• SHORT PROBLEM
Could you output each line of the data that follows exactly?

• STORED DATA
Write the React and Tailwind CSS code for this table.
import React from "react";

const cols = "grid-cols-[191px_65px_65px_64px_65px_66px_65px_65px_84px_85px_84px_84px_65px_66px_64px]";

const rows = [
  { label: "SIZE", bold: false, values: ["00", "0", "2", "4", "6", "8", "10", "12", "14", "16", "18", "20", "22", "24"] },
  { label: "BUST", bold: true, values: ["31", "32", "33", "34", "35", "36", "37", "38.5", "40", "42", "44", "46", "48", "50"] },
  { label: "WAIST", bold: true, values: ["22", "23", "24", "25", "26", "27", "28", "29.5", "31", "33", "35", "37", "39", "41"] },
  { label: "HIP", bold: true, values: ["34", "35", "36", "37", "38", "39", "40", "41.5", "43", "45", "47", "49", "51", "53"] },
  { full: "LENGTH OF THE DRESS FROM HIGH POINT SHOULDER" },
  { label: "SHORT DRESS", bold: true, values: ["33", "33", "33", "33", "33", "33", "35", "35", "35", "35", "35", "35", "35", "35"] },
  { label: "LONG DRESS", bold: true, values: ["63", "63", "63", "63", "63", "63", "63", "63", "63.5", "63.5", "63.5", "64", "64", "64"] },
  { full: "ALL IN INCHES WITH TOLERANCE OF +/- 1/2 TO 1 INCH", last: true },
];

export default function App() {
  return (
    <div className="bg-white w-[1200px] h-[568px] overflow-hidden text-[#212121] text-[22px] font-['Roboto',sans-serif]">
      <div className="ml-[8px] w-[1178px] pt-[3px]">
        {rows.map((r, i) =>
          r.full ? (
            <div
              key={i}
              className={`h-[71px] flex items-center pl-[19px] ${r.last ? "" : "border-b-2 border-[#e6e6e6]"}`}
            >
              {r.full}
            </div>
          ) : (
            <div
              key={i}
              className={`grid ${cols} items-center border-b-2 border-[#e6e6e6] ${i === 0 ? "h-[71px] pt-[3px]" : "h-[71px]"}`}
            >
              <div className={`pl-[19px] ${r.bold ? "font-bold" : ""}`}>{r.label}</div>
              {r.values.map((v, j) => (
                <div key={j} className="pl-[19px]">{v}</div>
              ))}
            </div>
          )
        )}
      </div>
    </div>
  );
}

• RESULT BELOW
Write the React and Tailwind CSS code for this table.
import React from "react";

const cols = "grid-cols-[191px_65px_65px_64px_65px_66px_65px_65px_84px_85px_84px_84px_65px_66px_64px]";

const rows = [
  { label: "SIZE", bold: false, values: ["00", "0", "2", "4", "6", "8", "10", "12", "14", "16", "18", "20", "22", "24"] },
  { label: "BUST", bold: true, values: ["31", "32", "33", "34", "35", "36", "37", "38.5", "40", "42", "44", "46", "48", "50"] },
  { label: "WAIST", bold: true, values: ["22", "23", "24", "25", "26", "27", "28", "29.5", "31", "33", "35", "37", "39", "41"] },
  { label: "HIP", bold: true, values: ["34", "35", "36", "37", "38", "39", "40", "41.5", "43", "45", "47", "49", "51", "53"] },
  { full: "LENGTH OF THE DRESS FROM HIGH POINT SHOULDER" },
  { label: "SHORT DRESS", bold: true, values: ["33", "33", "33", "33", "33", "33", "35", "35", "35", "35", "35", "35", "35", "35"] },
  { label: "LONG DRESS", bold: true, values: ["63", "63", "63", "63", "63", "63", "63", "63", "63.5", "63.5", "63.5", "64", "64", "64"] },
  { full: "ALL IN INCHES WITH TOLERANCE OF +/- 1/2 TO 1 INCH", last: true },
];

export default function App() {
  return (
    <div className="bg-white w-[1200px] h-[568px] overflow-hidden text-[#212121] text-[22px] font-['Roboto',sans-serif]">
      <div className="ml-[8px] w-[1178px] pt-[3px]">
        {rows.map((r, i) =>
          r.full ? (
            <div
              key={i}
              className={`h-[71px] flex items-center pl-[19px] ${r.last ? "" : "border-b-2 border-[#e6e6e6]"}`}
            >
              {r.full}
            </div>
          ) : (
            <div
              key={i}
              className={`grid ${cols} items-center border-b-2 border-[#e6e6e6] ${i === 0 ? "h-[71px] pt-[3px]" : "h-[71px]"}`}
            >
              <div className={`pl-[19px] ${r.bold ? "font-bold" : ""}`}>{r.label}</div>
              {r.values.map((v, j) => (
                <div key={j} className="pl-[19px]">{v}</div>
              ))}
            </div>
          )
        )}
      </div>
    </div>
  );
}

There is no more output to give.